The Consumer Financial Protection Bureau (CFPB) released the Summer 2023 edition of its Supervisory Highlights this week, which included a section on loan originator (LO) compensation.
In describing some of its findings from recent examinations, the CFPB indicated that a lender that uses outside lenders for reverse mortgage products but offers in-house cash-out refinance mortgage products may not pay its LOs differently for originating brokered reverse mortgage products vs in-house cash-out refinance products.
Specifically, the CFPB indicated that a LO comp plan may potentially violate the LO Comp Rule if it “allowed a loan originator who originated both brokered-out and in-house loans to receive a different level of compensation for the brokered-out loans versus in-house loans.” The CFPB goes on to state that “by compensating differently for loan product types that were not offered in-house, the entities violated Regulation Z by basing compensation on the terms of a transaction.” See Section 2.8.1 Loan Originator Compensation below.
Additionally, the report also indicates the CFPB found that mortgage lenders violated the Equal Credit Opportunity Act (ECOA) and Regulation B by, among other things, discriminating in the incidence of granting pricing exceptions across a range of ECOA-protected characteristics, including race, national origin, sex, or age.

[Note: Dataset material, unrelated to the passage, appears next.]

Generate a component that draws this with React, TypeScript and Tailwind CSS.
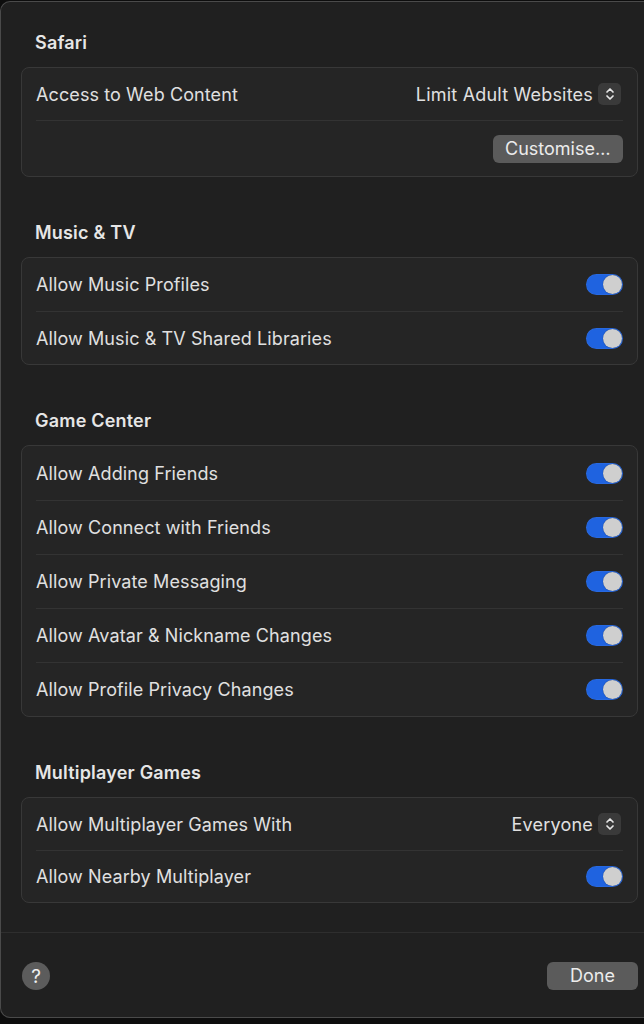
import React from "react";

const font = { fontFamily: "Inter, 'Noto Sans', sans-serif" };

function Toggle() {
  return (
    <div className="w-[37px] h-[21px] rounded-full bg-[#1f63e0] flex items-center justify-end pr-[1px] shadow-[inset_0_0_0_0.5px_rgba(255,255,255,0.08)]">
      <div className="w-[19px] h-[19px] rounded-full bg-[#cfcfcf] shadow-[0_0_1px_rgba(0,0,0,0.5)]" />
    </div>
  );
}

function Stepper() {
  return (
    <div className="w-[23px] h-[22px] rounded-[5px] bg-[#3a3a3a] flex items-center justify-center">
      <svg width="10" height="16" viewBox="0 0 10 16" fill="none" stroke="#e6e6e6" strokeWidth="1.7" strokeLinecap="round" strokeLinejoin="round">
        <path d="M2 6 L5 3 L8 6" />
        <path d="M2 10 L5 13 L8 10" />
      </svg>
    </div>
  );
}

function Row({ label, first, right, h = "h-[53px]" }: { label: string; first?: boolean; right: React.ReactNode; h?: string }) {
  return (
    <div className="px-[14px]">
      <div className={`${h} flex items-center justify-between ${first ? "" : "border-t border-[#333333]"}`}>
        <span className="text-[18px] text-[#e0e0e0] tracking-[0.1px]">{label}</span>
        <div>{right}</div>
      </div>
    </div>
  );
}

function Section({ title, children, first }: { title: string; children: React.ReactNode; first?: boolean }) {
  return (
    <div className={first ? "" : "mt-[44px]"}>
      <div className="pt-[2px] h-[22px] leading-[20px] px-[14px] text-[18px] font-semibold text-[#e6e6e6] tracking-[0.2px]">{title}</div>
      <div className="mt-[14px] rounded-[8px] border border-[#383838] bg-[#252525]">{children}</div>
    </div>
  );
}

export default function App() {
  const gc = [
    "Allow Adding Friends",
    "Allow Connect with Friends",
    "Allow Private Messaging",
    "Allow Avatar & Nickname Changes",
    "Allow Profile Privacy Changes",
  ];
  return (
    <div className="w-[644px] h-[1024px] bg-[#0d0d0d] overflow-hidden pt-[1px]" style={font}>
      <div className="w-[700px] h-[1017px] bg-[#202020] border-t border-l border-b border-[#4a4a4a] rounded-l-[10px] flex flex-col">
        <div className="pl-[20px] w-[637px] pt-[29px]">
          <Section title="Safari" first>
            <div className="px-[14px]">
              <div className="h-[52px] flex items-center justify-between">
                <span className="text-[18px] text-[#e0e0e0] tracking-[0.1px]">Access to Web Content</span>
                <div className="flex items-center gap-[5px] mr-[2px]">
                  <span className="text-[18px] text-[#e0e0e0] tracking-[0.2px]">Limit Adult Websites</span>
                  <Stepper />
                </div>
              </div>
              <div className="h-[56px] border-t border-[#333333] flex items-center justify-end">
                <button className="h-[28px] px-[12.5px] rounded-[6px] bg-[#5b5b5b] text-[18px] text-[#ececec] leading-none">
                  Customise…
                </button>
              </div>
            </div>
          </Section>
          <Section title="Music & TV">
            <Row label="Allow Music Profiles" first right={<Toggle />} />
            <Row label="Allow Music & TV Shared Libraries" right={<Toggle />} />
          </Section>
          <Section title="Game Center">
            {gc.map((l, i) => (
              <Row key={l} label={l} first={i === 0} h="h-[54px]" right={<Toggle />} />
            ))}
          </Section>
          <Section title="Multiplayer Games">
            <Row
              label="Allow Multiplayer Games With"
              first
              h="h-[52px]"
              right={
                <div className="flex items-center gap-[5px] mr-[2px]">
                  <span className="text-[18px] text-[#e0e0e0] tracking-[0.2px]">Everyone</span>
                  <Stepper />
                </div>
              }
            />
            <Row label="Allow Nearby Multiplayer" h="h-[52px]" right={<Toggle />} />
          </Section>
        </div>
        <div className="mt-[29px] border-t border-[#2e2e2e] w-full" />
        <div className="w-[637px] pl-[21px] mt-[29px] flex items-center justify-between">
          <div className="w-[28px] h-[28px] rounded-full bg-[#5c5c5c] flex items-center justify-center text-[19px] text-[#f0f0f0] leading-none">
            ?
          </div>
          <button className="w-[91px] h-[28px] rounded-[6px] bg-[#5b5b5b] text-[18px] text-[#ececec] leading-none">
            Done
          </button>
        </div>
      </div>
    </div>
  );
}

2.8.1 Loan originator compensation: Differentiations based on product type
Regulation Z generally prohibits compensating mortgage loan originators in an amount that is based on the terms of a transaction. It defines a term of a transaction as “any right or obligation of the parties to a credit transaction.” And it provides that a determination of whether compensation is “based on” a term of a transaction is made based on objective facts and circumstances indicating that compensation would have been different if a transaction term had been different. Accordingly, in the preamble to the CFPB’s 2013 Loan Originator Final Rule, the CFPB clarified that it is “not permissible to differentiate compensation based on credit product type, since products are simply a bundle of particular terms.”

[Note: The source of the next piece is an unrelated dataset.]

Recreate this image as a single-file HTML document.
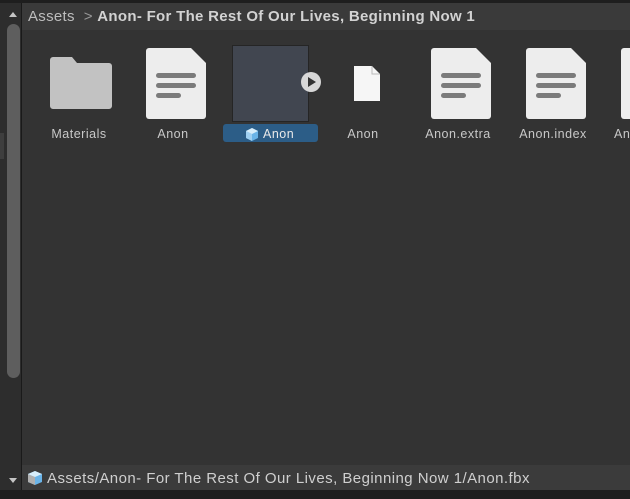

As part of their business model, institutions brokered out certain mortgage products not offered in-house. For example, the institutions used outside lenders for reverse mortgage originations, but had their own in-house cash-out refinance mortgage product. Examiners determined that the institutions used a compensation plan that allowed a loan originator who originated both brokered-out and in-house loans to receive a different level of compensation for the brokered-out loans versus in-house loans. By compensating differently for loan product types that were not offered in-house, the entities violated Regulation Z by basing compensation on the terms of a transaction. In response to these findings, the entities have since revised their loan originator compensation plans to comply with Regulation Z.